Seen like this, humans have largely been working in the service of algorithms for a lot longer than computers have been around. After all, a publicly listed company is a kind of algorithm – with a utility function (profits) to maximise, and a set of constraints imposed by law, physics etc. The humans who work for this algorithm provide it with a kind of mapping – interpreting the world into inputs that the algorithm understands. The humans here are giving the algorithm its goals, but the algorithm is providing the muscle to achieve them – sometimes literally in the case of a big company, sometimes computationally in the case of a modern trading algorithm – but the relationship between us and our technology is more complex now than that of tools. It is a two way street. Once a company or a trading algorithm starts, it becomes a part of creating the world that we live in. No human being ever decided that we should spend the majority of our time in offices, but the logic of the machines we created interact with our understanding of the world to make that decision for us. Computers like to be in air conditioned buildings. They like lots of humans in the same place to maximise network effects, and specialisation. In financial markets, they don’t like heterogeneity, and have no regard to the actual needs of investors. That’s why we have triple leveraged ETF’s on broad stock market indices, but no nominal GDP futures – the machines are configured to maximise profit, not fulfil the proper function of markets of allowing firms and households to reduce risk plan for the future.
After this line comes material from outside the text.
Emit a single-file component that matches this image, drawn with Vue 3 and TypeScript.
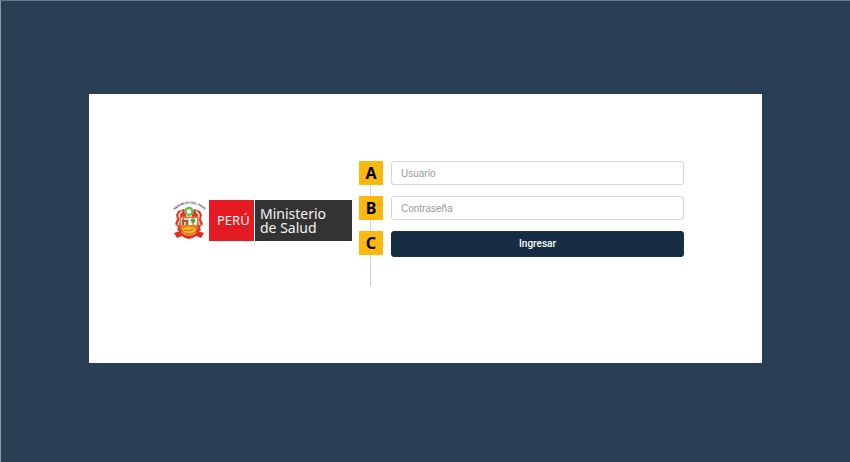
<script setup lang="ts">
import { ref } from 'vue'

const user = ref('')
const password = ref('')
</script>

<template>
  <main class="page">
    <section class="panel">
      <svg class="logo" viewBox="0 0 178 41" role="img" aria-label="PERÚ Ministerio de Salud">
        <defs>
          <path id="crest-arc" d="M0.500 10Q15 -3 31 10" />
        </defs>
        <text class="crest-text"><textPath href="#crest-arc">REPÚBLICA DEL PERÚ</textPath></text>
        <!-- flags -->
        <path d="M10 9L4 11L2 15L3 19L1 24L4 27L3 30L9 34L12 29V12Z" fill="#e2382c" />
        <path d="M20 9L26 11L28 15L27 19L29 24L26 27L27 30L21 34L18 29V12Z" fill="#e2382c" />
        <path d="M8 11L5 15L6 20L4 25M22 11L25 15L24 20L26 25" fill="none" stroke="#fbe9e0" stroke-width="1.500" />
        <!-- wreath -->
        <circle cx="15" cy="11.500" r="3.500" fill="#fff" stroke="#70bd55" stroke-width="2.500" />
        <!-- shield -->
        <path d="M6 17H24V26Q23 33 15 35Q7 33 6 26Z" fill="#ee7a24" stroke="#d8702c" />
        <path d="M7 18H15V25H7Z" fill="#b3dccd" />
        <path d="M15 18H23V25H15Z" fill="#eff3d9" />
        <path d="M8 25V20H9V18H10V20H14V25H12V22H10V25Z" fill="#b8502d" />
        <circle cx="19" cy="20.500" r="2.300" fill="#58a94b" />
        <path d="M18.500 21H19.500V25H18.500Z" fill="#8b5a2e" />
        <path d="M8 29Q14 25 21 28Q23 30 20 32Q15 34 10 32Z" fill="#f8bd25" />
        <path d="M10 30Q15 32 20 29" stroke="#d16522" fill="none" />
        <!-- ribbon -->
        <path d="M0 33L6 31Q15 39 24 31L30 33L27 38L22 36Q15 42 8 36L3 38Z" fill="#df2d28" />
        <path d="M7 32Q15 39 23 32" fill="none" stroke="#f2a329" stroke-width="1" />
        <rect x="35" width="45" height="41" fill="#e51b23" />
        <rect x="81" width="97" height="41" fill="#333" />
        <text class="logo-text peru" x="43" y="25">PERÚ</text>
        <text class="logo-text" x="86" y="19">Ministerio</text>
        <text class="logo-text" x="86" y="33">de Salud</text>
      </svg>
      <form class="login" @submit.prevent>
        <div class="row">
          <span class="badge">A</span>
          <input v-model="user" class="field" type="text" placeholder="Usuario" aria-label="Usuario" />
        </div>
        <div class="row">
          <span class="badge">B</span>
          <input v-model="password" class="field" type="password" placeholder="Contraseña" aria-label="Contraseña" />
        </div>
        <div class="row">
          <span class="badge">C</span>
          <button class="submit" type="submit">Ingresar</button>
        </div>
      </form>
    </section>
  </main>
</template>

<style>
body {
  background: #2a3f54;
}
</style>

<style scoped>
.page {
  box-sizing: border-box;
  min-height: 100vh;
  padding-bottom: 6px;
  display: flex;
  align-items: center;
  justify-content: center;
  background: #2a3f54;
  border-top: 1px solid #66788a;
  border-left: 1px solid #8b98a5;
  font-family: "Liberation Sans", Arial, sans-serif;
}
.panel {
  box-sizing: border-box;
  width: calc(100% - 176px);
  padding: 67px 78px 77px 85px;
  display: flex;
  align-items: center;
  gap: 18px;
  background: #fff;
}
.logo {
  flex: none;
  width: 178px;
  height: 41px;
  margin-bottom: 6px;
  overflow: visible;
}
.logo-text {
  font-family: "Noto Sans", "Open Sans", sans-serif;
  font-size: 14px;
  fill: #f4f4f4;
}
.peru {
  font-size: 13px;
}
.crest-text {
  font-family: "Liberation Sans", Arial, sans-serif;
  font-size: 3px;
  font-weight: 700;
  fill: #333;
}
.login {
  box-sizing: border-box;
  flex: 1;
  min-width: 0;
  padding: 0 0 29px 20px;
  display: flex;
  flex-direction: column;
  gap: 11px;
  border-left: 1px solid #d3d3d3;
}
.row {
  position: relative;
  display: flex;
}
.badge {
  position: absolute;
  left: -32px;
  top: 0;
  width: 24px;
  height: 24px;
  background: #fbb80f;
  color: #000;
  font: 700 16px/24px "Noto Sans", "Open Sans", sans-serif;
  text-align: center;
}
.field,
.submit {
  box-sizing: border-box;
  width: 100%;
  margin: 0;
  border-radius: 3px;
  font: 10px/14px "Liberation Sans", Arial, sans-serif;
}
.field {
  height: 24px;
  padding: 0 9px;
  border: 1px solid #d5d5d5;
  background: #fff;
  color: #555;
}
.field::placeholder {
  color: #999;
  opacity: 1;
}
.submit {
  height: 26px;
  border: 1px solid #172d44;
  background: #172d44;
  color: #fff;
  font-family: Roboto, "Liberation Sans", sans-serif;
  font-weight: 500;
}
</style>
In this context, the Mifid 2 insistence that Algorithms be identified, rather than firms, is quite radical stuff. But the substitution of firms for algorithms gives us a clue for how the AI alarmists could be very wrong. Ultimately, firms have nothing driving them but the goals set for them by people. Granted its  a two way street where people’s thinking can be driven by the conditions set by the firm they work for, but the willpower comes only from the people themselves. No matter how smart AI gets, and how much computational might it can muster, the involvement of human beings, with our single minded focus on  serving our own best interests, means that there’s no reason to expect machines to take over from us in the realm of setting goals in some sort of sudden revolution. Like public companies have affected the material conditions of the world, ever more advanced computers are doing the same – but its a gradual crawl as humans get used to being the thinking appendage of the systems we’ve built. Rather than a singularity, and an AI taking over the world, the machinery we’ve built is gradually assimilating us – as we become ever more inseparable.